Here’s an even more obvious example: Fiery War Axe is a 3/2 weapon for three mana which was widely used back in the day. The new set has Shadowblade, a 3/2 weapon for three mana that also makes your hero immune the turn you play it. Strictly better. Power creep.

Two Mana

The new set has a card called Druid of the Swarm at two mana which can become a 1/5 with Taunt. The basic set had Silverback Patriarch, a 1/4 with Taunt, at THREE mana so not only is it strictly worse with less toughness but also costs more to play. Not to mention Druid of the Swarm also gives you the option to enter as a 1/2 with Poisonous depending on your situational needs at the time. This is textbook power creep.

One Mana

We can look at several examples of power creep in the one mana slot as well. In the basic set you have Goldshire Footman, a 1/2 with Taunt. In the new set you have Righteous Protector, a 1/1 with taunt and divine shield. So you are giving up one toughness point for a Divine Shield which clearly is much stronger since the toughness difference is negligible anyway.

In the base set you had Elven Archer, a 1/1 that deals one damage when it comes into play. In the new set you have Wretched Tiller which is also a 1/1 but deals two damage to the enemy hero every time it attacks. Seems pretty strong in aggro decks.
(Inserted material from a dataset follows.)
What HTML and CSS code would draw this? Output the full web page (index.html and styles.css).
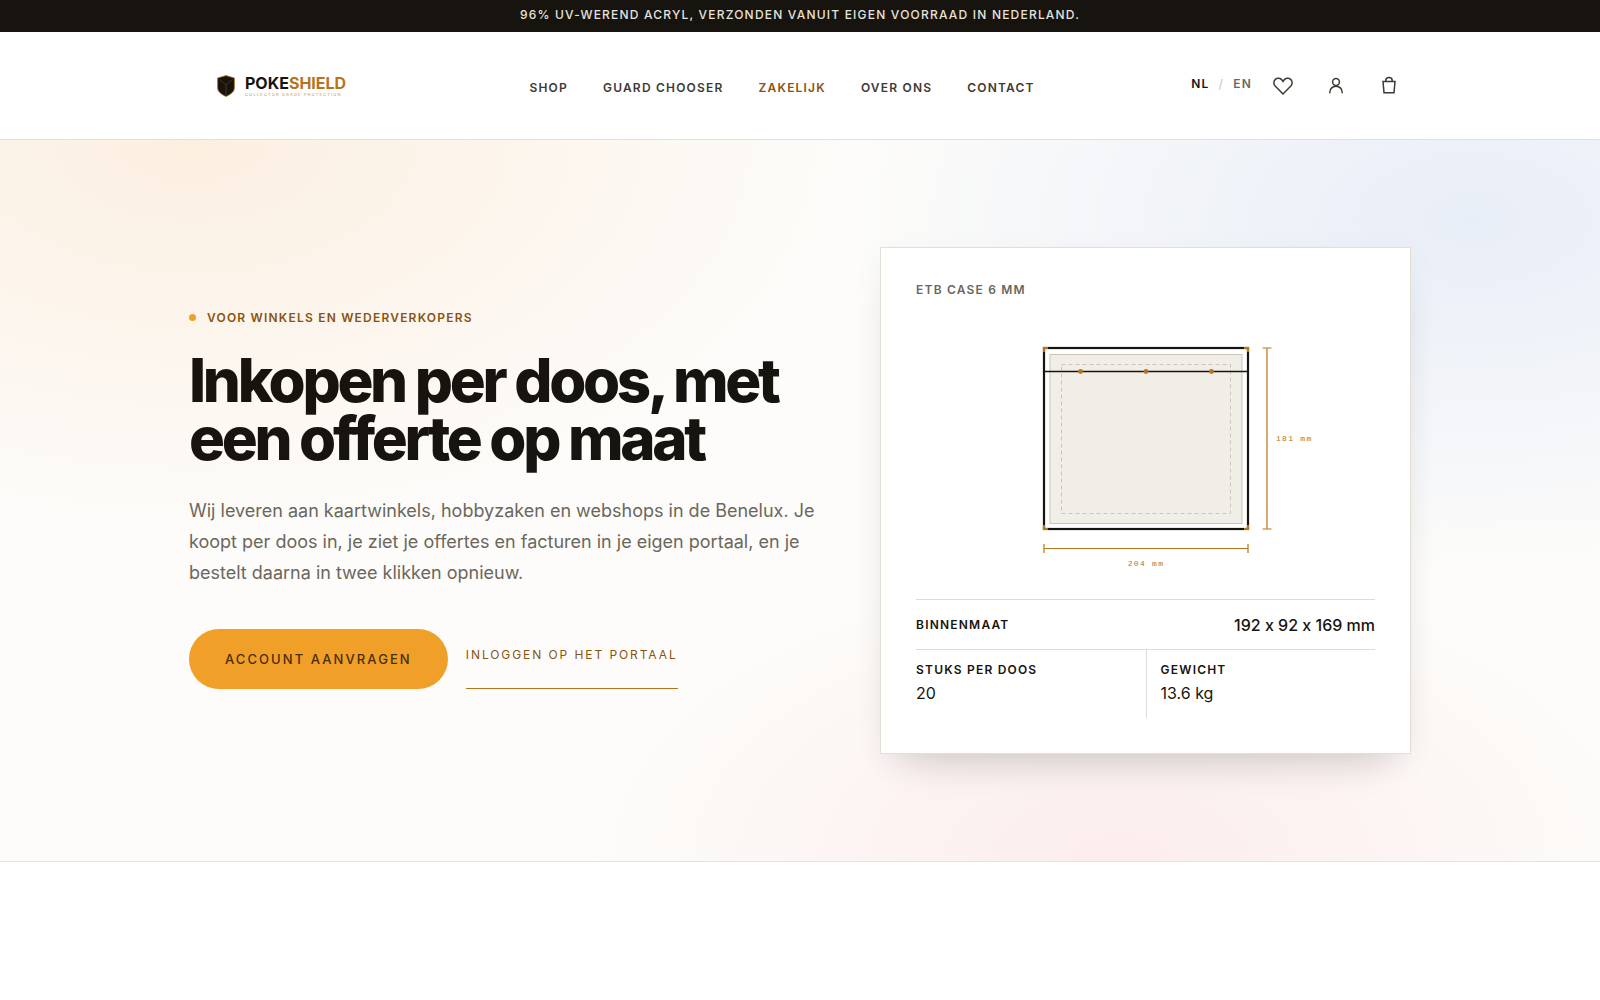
FILE: index.html
```html
<!DOCTYPE html>
<html lang="nl">
<head>
    <meta charset="UTF-8">
    <meta name="viewport" content="width=device-width, initial-scale=1.0">
    <title>PokeShield - Zakelijk</title>
    <link rel="stylesheet" href="styles.css">
</head>
<body>
    <div class="topbar">96% UV-werend acryl, verzonden vanuit eigen voorraad in Nederland.</div>

    <header class="header">
        <div class="header-inner">
            <a class="logo" href="#">
                <svg class="logo-shield" viewBox="0 0 18 22" aria-hidden="true">
                    <path d="M9 .6 17.400 3v9.500c0 4.200-3.600 7-8.400 8.900C4.200 19.500.6 16.700.6 12.500V3z" fill="#17140f" stroke="#b8741a" stroke-width=".8"/>
                    <path d="M2.500 4.500 9 10l6.500-5.500M9 10v10" fill="none" stroke="#6b4a1c" stroke-width=".6"/>
                </svg>
                <span class="logo-text">
                    <span class="logo-name">POKE<span class="logo-accent">SHIELD</span></span>
                    <span class="logo-tagline">COLLECTOR GRADE PROTECTION</span>
                </span>
            </a>

            <nav class="nav">
                <a href="#">Shop</a>
                <a href="#">Guard Chooser</a>
                <a class="active" href="#">Zakelijk</a>
                <a href="#">Over ons</a>
                <a href="#">Contact</a>
            </nav>

            <div class="tools">
                <div class="lang">
                    <a class="current" href="#">NL</a>
                    <span>/</span>
                    <a href="#">EN</a>
                </div>
                <div class="icons">
                    <button class="icon-btn" aria-label="Verlanglijst">
                        <svg viewBox="0 0 20 20"><path d="M10 18 2.400 10.300C.3 8.200.5 5 2.300 3.400c2-1.700 5.100-1.400 6.700.6l1 1.400L11 4c1.600-2 4.700-2.300 6.700-.6 1.800 1.600 2 4.800-.1 6.900z"/></svg>
                    </button>
                    <button class="icon-btn" aria-label="Account">
                        <svg viewBox="0 0 20 20"><circle cx="10" cy="6" r="3.400"/><path d="M3.800 17.200v-.8c0-3.700 2.800-6.200 6.200-6.200s6.200 2.500 6.200 6.200v.8"/></svg>
                    </button>
                    <button class="icon-btn" aria-label="Winkelwagen">
                        <svg viewBox="0 0 20 20"><path d="M4 5.500h12l-1 11.200H5zM6.800 5.500V4.600c0-4 6.400-4 6.400 0v.9"/></svg>
                    </button>
                </div>
            </div>
        </div>
    </header>

    <main class="hero">
        <div class="hero-inner">
            <div class="hero-copy">
                <p class="eyebrow">Voor winkels en wederverkopers</p>
                <h1>Inkopen per doos, met<br>een offerte op maat</h1>
                <p class="lead">Wij leveren aan kaartwinkels, hobbyzaken en webshops in de Benelux. Je koopt per doos in, je ziet je offertes en facturen in je eigen portaal, en je bestelt daarna in twee klikken opnieuw.</p>
                <div class="actions">
                    <a class="btn-primary" href="#">Account aanvragen</a>
                    <a class="btn-link" href="#">Inloggen op het portaal</a>
                </div>
            </div>

            <section class="card">
                <h2>ETB case 6 mm</h2>
                <svg class="drawing" viewBox="-54 0 334 240" role="img" aria-label="Maattekening ETB case">
                    <!-- case -->
                    <rect x="11" y="13" width="204" height="181" fill="#fff" stroke="#17140f" stroke-width="2.200"/>
                    <rect x="17" y="19.500" width="192" height="169" fill="#f1eee7" stroke="#c9c5b6"/>
                    <rect x="28.500" y="29.500" width="169" height="149" fill="none" stroke="#c9c5b8" stroke-dasharray="4 3"/>
                    <path d="M11 36.500h204" stroke="#17140f" stroke-width="1.300"/>
                    <!-- corners and magnets -->
                    <path d="M11 17v-4h4M211 13h4v4M11 190v4h4M211 194h4v-4" fill="none" stroke="#b8741a" stroke-width="2.200"/>
                    <g fill="#b8741a">
                        <circle cx="47.500" cy="36.500" r="2.400"/>
                        <circle cx="113" cy="36.500" r="2.400"/>
                        <circle cx="178.500" cy="36.500" r="2.400"/>
                    </g>
                    <!-- dimensions -->
                    <path d="M11 213.500h204M11 209v9M215 209v9M234 13v181M229.500 13h9M229.500 194h9" fill="none" stroke="#b8741a" stroke-width="1.200"/>
                    <text x="113" y="231" text-anchor="middle">204 mm</text>
                    <text x="243" y="106">181 mm</text>
                </svg>
                <dl class="specs">
                    <div class="spec-wide">
                        <dt>Binnenmaat</dt>
                        <dd>192 x 92 x 169 mm</dd>
                    </div>
                    <div class="spec">
                        <dt>Stuks per doos</dt>
                        <dd>20</dd>
                    </div>
                    <div class="spec">
                        <dt>Gewicht</dt>
                        <dd>13.6 kg</dd>
                    </div>
                </dl>
            </section>
        </div>
    </main>
</body>
</html>
```

FILE: styles.css
```css
* { box-sizing: border-box; }
body {
    margin: 0;
    font-family: Inter, "Liberation Sans", sans-serif;
    font-variant-ligatures: no-contextual;
    color: #17140f;
    background-color: #fff;
}
a { color: inherit; text-decoration: none; }
h1, h2, p, dl, dd { margin: 0; }

.topbar {
    height: 32px;
    background-color: #17140f;
    color: #e6e3dc;
    text-align: center;
    text-transform: uppercase;
    font-size: 12px;
    font-weight: 500;
    line-height: 30px;
    letter-spacing: 0.1em;
}

.header { border-bottom: 1px solid #e8e2d8; }
.header-inner {
    max-width: 1222px;
    height: 107px;
    margin: 0 auto;
    padding: 0 0 0 28px;
    display: flex;
    align-items: center;
    justify-content: space-between;
}
.logo { display: flex; align-items: center; gap: 10px; width: 156px; }
.logo-shield { width: 18px; height: 22px; }
.logo-text { display: flex; flex-direction: column; }
.logo-name { font-size: 16px; font-weight: 700; line-height: 18px; }
.logo-accent { color: #b8741a; }
.logo-tagline { color: #c98f45; font-size: 4px; line-height: 6px; letter-spacing: 0.3em; white-space: nowrap; }

.nav { display: flex; gap: 35px; padding-top: 3px; }
.nav a {
    color: #3d3a33;
    text-transform: uppercase;
    font-size: 12px;
    font-weight: 600;
    letter-spacing: 0.1em;
}
.nav .active { color: #8a5310; }

.tools { display: flex; align-items: center; gap: 9px; }
.lang { display: flex; gap: 9px; padding-bottom: 4px; font-size: 12px; font-weight: 600; letter-spacing: 0.1em; color: #6b675c; }
.lang span { color: #d5d2ca; }
.lang .current { color: #17140f; }
.icons { display: flex; gap: 9px; }
.icon-btn {
    width: 44px;
    height: 44px;
    padding: 12px;
    border: none;
    background: none;
    cursor: pointer;
}
.icon-btn svg { display: block; width: 20px; height: 20px; fill: none; stroke: #3d3a33; stroke-width: 1.5; }

.hero {
    border-bottom: 1px solid #e8e2d8;
    background:
        radial-gradient(ellipse 42% 55% at 12% 0%, rgba(240, 150, 50, 0.13), transparent),
        radial-gradient(ellipse 40% 50% at 92% 11%, rgba(90, 140, 230, 0.13), transparent),
        radial-gradient(ellipse 34% 42% at 70% 100%, rgba(230, 60, 60, 0.08), transparent),
        #fdfcfa;
}
.hero-inner {
    max-width: 1222px;
    margin: 0 auto;
    padding: 107px 0;
    display: grid;
    grid-template-columns: 6fr 5fr;
    gap: 54px;
    align-items: center;
}
.hero-copy { padding-bottom: 4px; }
.eyebrow {
    display: flex;
    align-items: center;
    gap: 11px;
    color: #8a5310;
    text-transform: uppercase;
    font-size: 12px;
    font-weight: 600;
    line-height: 18px;
    letter-spacing: 0.1em;
}
.eyebrow::before {
    content: "";
    width: 7px;
    height: 7px;
    border-radius: 50%;
    background-color: #f0a028;
}
h1 {
    margin-top: 24px;
    font-size: 60px;
    font-weight: 800;
    line-height: 58px;
    letter-spacing: -0.055em;
}
.lead {
    margin-top: 28px;
    color: #6b675c;
    font-size: 18px;
    line-height: 31px;
}
.actions { display: flex; gap: 18px; margin-top: 41px; }
.btn-primary {
    padding: 0 36px;
    border-radius: 30px;
    background-color: #f0a028;
    color: #4a2c06;
    text-transform: uppercase;
    font-size: 13px;
    font-weight: 500;
    line-height: 60px;
    letter-spacing: 0.16em;
}
.btn-link {
    border-bottom: 1px solid #b8741a;
    color: #8a5310;
    text-transform: uppercase;
    font-size: 12px;
    line-height: 52px;
    letter-spacing: 0.16em;
}

.card {
    padding: 35px;
    border: 1px solid #e4dfd6;
    background-color: #fff;
    box-shadow: 0 24px 40px -24px rgba(23, 20, 15, 0.22), 0 8px 32px rgba(23, 20, 15, 0.04);
}
.card h2 {
    color: #6b675c;
    text-transform: uppercase;
    font-size: 12px;
    font-weight: 600;
    line-height: 14px;
    letter-spacing: 0.1em;
}
.drawing { display: block; width: 334px; height: 240px; margin: 38px auto 24px; }
.drawing text { fill: #b8741a; font: 8px "Liberation Mono", monospace; letter-spacing: 0.16em; }
.specs { display: grid; grid-template-columns: 1fr 1fr; }
.specs dt { text-transform: uppercase; font-size: 12px; font-weight: 600; line-height: 18px; letter-spacing: 0.1em; }
.specs dd { font-size: 16px; line-height: 28px; }
.spec-wide {
    grid-column: 1 / -1;
    display: flex;
    align-items: center;
    justify-content: space-between;
    height: 51px;
    border-top: 1px solid #e0ddd6;
    border-bottom: 1px solid #e0ddd6;
}
.spec-wide dd { font-weight: 500; }
.spec { padding: 11px 0; }
.spec + .spec { padding-left: 14px; border-left: 1px solid #e0ddd6; }
```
One final example is Murloc Raider from the basic set, a vanilla 2/1 for one mana compared to Acherus Veteran a 2/1 for one mana that also has a battlecry ability of empowering a friendly minion by +1 attack. 

Conclusion

While there are some obvious examples of power creep, overall it hasn’t been as bad as some other card games like Pokemon. The game still plays like it used to for the most part. Blizzard has done a fair job of mitigating the power creep with the game mechanics that the game utilizes. We’ll see what Kobolds and Catacombs brings to the game when the set is released in December.